Task prompt -
Lines containing the word "styles" are the ones to copy from the records below.

Supplied material -

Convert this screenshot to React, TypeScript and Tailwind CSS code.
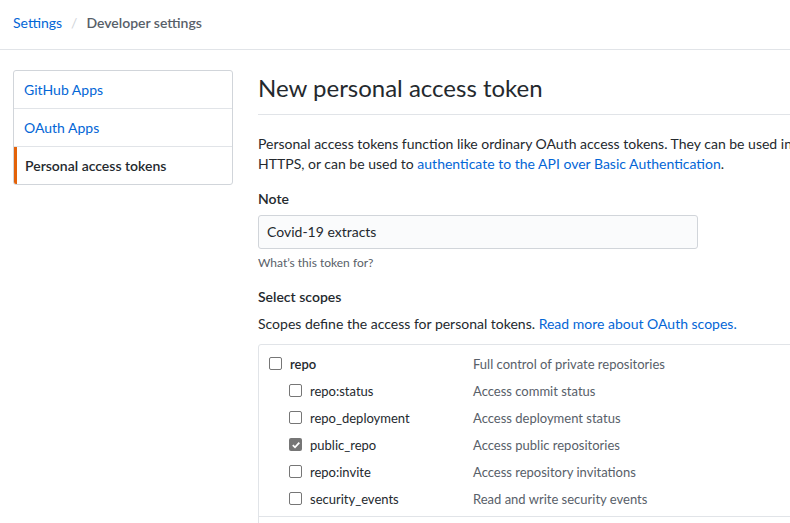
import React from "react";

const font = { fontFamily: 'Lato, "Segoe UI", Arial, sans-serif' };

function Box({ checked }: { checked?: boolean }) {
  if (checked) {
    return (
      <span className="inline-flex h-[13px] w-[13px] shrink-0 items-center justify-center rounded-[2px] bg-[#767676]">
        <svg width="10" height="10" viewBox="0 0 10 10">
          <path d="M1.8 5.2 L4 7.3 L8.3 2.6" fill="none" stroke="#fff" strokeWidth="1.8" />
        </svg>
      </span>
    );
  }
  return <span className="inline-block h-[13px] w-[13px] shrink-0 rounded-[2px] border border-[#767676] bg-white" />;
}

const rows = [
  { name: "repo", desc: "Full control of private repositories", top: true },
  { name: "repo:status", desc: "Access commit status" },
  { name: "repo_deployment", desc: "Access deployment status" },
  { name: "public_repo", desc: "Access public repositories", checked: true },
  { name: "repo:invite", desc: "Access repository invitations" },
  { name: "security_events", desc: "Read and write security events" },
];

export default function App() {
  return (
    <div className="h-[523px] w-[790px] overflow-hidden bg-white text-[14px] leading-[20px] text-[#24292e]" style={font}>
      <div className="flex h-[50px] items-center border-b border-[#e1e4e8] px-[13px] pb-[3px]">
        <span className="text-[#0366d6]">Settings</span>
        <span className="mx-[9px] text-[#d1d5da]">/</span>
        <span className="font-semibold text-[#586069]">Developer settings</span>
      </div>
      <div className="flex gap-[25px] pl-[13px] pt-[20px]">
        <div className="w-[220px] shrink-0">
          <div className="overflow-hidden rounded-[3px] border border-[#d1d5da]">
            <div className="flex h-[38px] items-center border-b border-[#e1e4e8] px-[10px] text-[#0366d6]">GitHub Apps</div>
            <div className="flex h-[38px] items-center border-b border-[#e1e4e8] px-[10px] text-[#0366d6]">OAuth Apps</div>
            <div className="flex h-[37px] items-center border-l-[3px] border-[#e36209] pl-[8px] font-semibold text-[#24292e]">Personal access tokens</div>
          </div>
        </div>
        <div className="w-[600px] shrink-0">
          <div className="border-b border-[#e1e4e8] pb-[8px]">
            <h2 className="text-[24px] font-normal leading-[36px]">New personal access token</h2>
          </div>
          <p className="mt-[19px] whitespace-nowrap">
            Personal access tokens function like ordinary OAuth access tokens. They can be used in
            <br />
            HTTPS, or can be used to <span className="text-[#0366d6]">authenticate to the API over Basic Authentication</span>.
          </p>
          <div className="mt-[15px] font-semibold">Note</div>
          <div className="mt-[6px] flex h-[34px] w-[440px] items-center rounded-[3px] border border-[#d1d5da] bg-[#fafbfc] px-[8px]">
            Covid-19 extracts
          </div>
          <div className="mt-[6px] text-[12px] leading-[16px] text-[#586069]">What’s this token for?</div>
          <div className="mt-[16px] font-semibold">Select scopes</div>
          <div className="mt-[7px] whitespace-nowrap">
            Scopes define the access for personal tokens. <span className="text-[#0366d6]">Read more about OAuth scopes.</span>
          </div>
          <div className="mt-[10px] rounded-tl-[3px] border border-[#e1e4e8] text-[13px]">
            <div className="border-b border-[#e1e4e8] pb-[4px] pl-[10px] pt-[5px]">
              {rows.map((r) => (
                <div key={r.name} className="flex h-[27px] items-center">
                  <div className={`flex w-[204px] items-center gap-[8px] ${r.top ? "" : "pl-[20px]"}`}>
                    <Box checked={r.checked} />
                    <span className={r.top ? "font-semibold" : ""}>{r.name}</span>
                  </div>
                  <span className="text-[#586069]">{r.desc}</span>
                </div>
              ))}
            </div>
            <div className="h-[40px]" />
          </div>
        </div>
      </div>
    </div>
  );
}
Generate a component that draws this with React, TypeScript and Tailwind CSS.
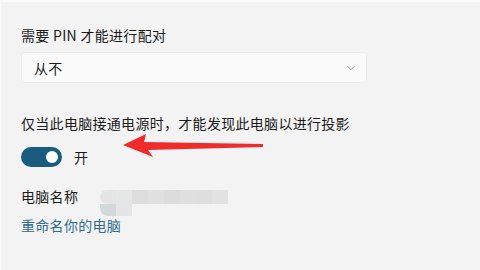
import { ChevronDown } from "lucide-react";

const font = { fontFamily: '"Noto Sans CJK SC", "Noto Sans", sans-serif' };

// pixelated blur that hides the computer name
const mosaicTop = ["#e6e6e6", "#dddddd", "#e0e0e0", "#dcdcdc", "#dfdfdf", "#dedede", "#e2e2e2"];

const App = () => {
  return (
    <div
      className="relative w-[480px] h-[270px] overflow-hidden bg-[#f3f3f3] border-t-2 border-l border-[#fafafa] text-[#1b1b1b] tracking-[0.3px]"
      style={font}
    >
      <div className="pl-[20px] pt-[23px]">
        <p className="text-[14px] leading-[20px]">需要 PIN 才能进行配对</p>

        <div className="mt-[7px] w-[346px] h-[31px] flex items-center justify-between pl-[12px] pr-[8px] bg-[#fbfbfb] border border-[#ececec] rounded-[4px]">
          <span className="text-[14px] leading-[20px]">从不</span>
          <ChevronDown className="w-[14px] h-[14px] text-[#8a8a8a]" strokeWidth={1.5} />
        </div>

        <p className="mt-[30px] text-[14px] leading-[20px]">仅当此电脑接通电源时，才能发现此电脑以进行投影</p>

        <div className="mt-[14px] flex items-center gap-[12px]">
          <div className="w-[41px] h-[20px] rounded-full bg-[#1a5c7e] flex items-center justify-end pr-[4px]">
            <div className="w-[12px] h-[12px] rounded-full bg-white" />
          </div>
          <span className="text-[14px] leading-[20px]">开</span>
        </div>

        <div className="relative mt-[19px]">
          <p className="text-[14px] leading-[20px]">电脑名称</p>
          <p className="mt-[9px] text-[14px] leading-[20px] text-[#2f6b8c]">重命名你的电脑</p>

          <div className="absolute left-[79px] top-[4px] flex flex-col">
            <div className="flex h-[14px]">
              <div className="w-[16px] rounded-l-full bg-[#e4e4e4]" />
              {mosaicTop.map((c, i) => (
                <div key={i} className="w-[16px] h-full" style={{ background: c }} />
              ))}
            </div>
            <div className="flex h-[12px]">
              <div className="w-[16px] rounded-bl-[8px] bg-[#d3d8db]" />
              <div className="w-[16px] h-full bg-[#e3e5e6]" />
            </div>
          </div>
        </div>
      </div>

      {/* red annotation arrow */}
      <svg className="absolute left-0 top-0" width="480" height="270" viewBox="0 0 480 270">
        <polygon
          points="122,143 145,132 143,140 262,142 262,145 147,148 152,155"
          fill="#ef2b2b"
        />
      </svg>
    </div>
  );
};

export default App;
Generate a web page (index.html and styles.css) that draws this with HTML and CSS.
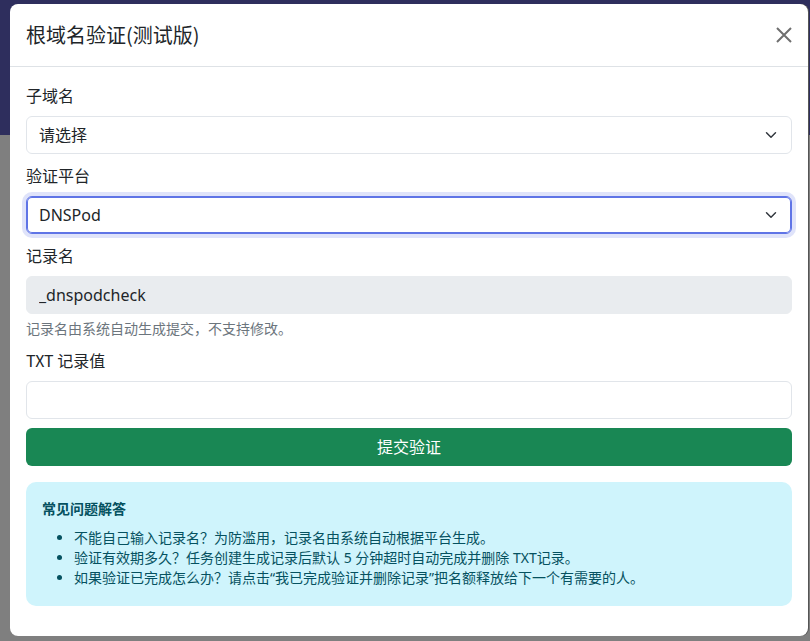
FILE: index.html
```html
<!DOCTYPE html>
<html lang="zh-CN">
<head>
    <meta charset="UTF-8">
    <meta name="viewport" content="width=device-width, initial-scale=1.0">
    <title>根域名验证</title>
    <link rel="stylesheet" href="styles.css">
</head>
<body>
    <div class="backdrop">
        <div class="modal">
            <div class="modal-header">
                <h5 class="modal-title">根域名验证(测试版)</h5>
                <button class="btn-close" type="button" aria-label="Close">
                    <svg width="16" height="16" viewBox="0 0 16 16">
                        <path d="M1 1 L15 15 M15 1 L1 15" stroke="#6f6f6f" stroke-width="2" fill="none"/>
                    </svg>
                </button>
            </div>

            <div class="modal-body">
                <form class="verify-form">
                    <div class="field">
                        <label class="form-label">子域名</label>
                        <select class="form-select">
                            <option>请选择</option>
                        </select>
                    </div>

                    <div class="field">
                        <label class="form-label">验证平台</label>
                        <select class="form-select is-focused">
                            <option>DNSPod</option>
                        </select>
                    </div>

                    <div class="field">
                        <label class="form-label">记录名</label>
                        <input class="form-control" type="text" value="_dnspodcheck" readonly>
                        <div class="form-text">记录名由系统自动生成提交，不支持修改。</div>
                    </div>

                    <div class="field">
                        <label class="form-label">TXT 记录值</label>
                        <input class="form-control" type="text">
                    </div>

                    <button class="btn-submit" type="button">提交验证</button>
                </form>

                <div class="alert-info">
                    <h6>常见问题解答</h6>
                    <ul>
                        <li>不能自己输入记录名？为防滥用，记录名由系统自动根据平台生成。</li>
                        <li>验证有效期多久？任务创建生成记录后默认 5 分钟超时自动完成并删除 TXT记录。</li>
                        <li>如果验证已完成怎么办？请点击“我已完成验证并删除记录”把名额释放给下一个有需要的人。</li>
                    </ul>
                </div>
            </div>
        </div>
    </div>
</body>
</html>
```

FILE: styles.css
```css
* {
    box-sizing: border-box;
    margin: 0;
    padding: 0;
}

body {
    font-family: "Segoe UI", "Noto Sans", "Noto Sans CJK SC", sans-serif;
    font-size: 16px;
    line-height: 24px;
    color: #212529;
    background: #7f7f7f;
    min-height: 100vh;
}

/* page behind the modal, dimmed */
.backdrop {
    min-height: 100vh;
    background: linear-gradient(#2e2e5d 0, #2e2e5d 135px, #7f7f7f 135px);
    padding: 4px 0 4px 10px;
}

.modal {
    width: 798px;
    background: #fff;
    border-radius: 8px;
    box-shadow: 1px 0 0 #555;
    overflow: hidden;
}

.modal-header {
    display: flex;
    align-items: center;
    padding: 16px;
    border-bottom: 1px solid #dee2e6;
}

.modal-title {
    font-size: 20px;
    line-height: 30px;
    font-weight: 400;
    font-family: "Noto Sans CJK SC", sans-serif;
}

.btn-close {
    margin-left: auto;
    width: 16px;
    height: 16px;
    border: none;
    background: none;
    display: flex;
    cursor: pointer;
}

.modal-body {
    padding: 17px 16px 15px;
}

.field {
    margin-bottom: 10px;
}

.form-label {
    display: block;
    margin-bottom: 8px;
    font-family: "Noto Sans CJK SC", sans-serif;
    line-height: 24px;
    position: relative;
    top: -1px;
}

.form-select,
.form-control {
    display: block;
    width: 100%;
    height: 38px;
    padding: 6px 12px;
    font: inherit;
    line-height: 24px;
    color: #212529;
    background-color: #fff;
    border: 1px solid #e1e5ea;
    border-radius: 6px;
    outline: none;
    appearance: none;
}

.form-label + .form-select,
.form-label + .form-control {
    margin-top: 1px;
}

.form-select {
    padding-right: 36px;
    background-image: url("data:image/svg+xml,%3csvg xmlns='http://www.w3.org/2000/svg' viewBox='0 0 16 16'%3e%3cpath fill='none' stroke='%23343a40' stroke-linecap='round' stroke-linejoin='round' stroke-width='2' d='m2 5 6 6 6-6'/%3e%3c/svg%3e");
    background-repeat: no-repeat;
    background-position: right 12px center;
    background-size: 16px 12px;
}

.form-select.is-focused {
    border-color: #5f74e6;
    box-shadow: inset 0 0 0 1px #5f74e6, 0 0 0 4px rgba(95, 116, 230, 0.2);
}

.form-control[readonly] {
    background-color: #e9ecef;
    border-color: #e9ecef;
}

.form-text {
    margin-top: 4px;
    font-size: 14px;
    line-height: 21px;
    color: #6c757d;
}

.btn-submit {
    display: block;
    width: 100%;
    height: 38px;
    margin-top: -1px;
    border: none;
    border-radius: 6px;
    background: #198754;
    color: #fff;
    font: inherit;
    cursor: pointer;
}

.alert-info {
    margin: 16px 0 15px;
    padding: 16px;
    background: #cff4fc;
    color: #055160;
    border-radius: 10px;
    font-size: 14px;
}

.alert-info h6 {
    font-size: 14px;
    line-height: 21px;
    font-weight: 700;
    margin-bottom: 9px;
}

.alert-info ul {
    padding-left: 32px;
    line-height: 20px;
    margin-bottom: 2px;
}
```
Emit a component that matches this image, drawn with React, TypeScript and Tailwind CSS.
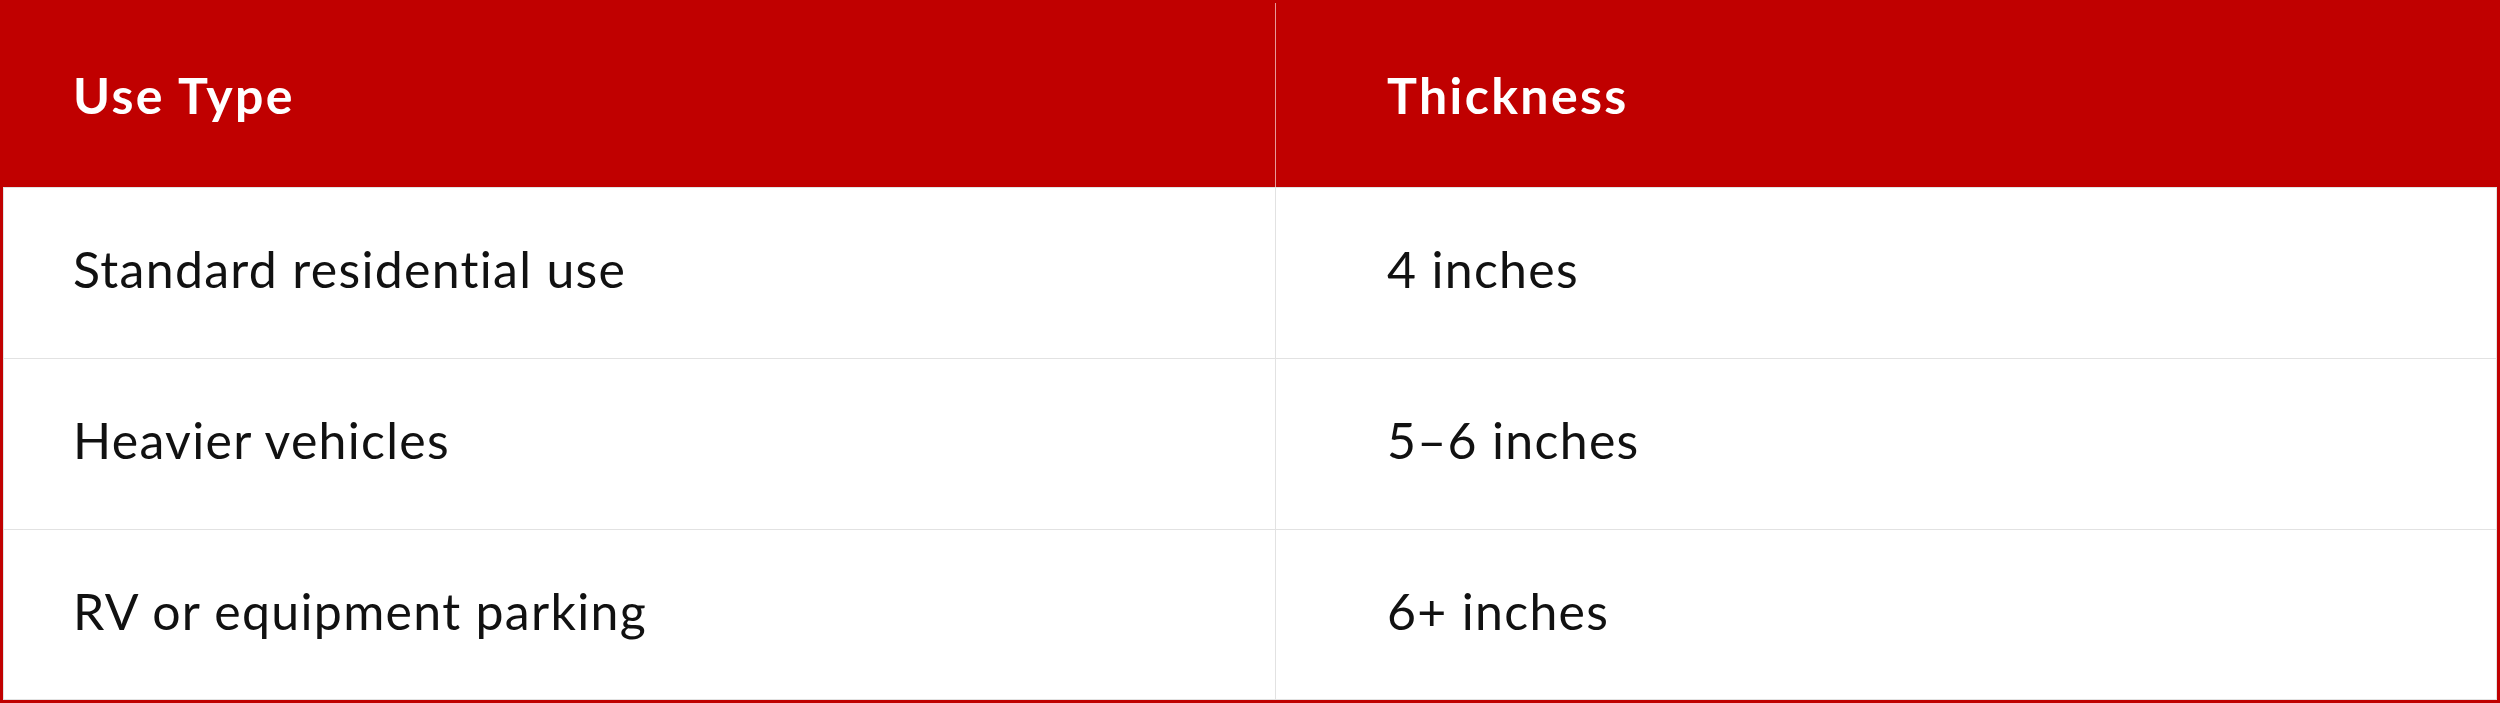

Exercise solution -
Generate a web page (index.html and styles.css) that draws this with HTML and CSS.
    <link rel="stylesheet" href="styles.css">
FILE: styles.css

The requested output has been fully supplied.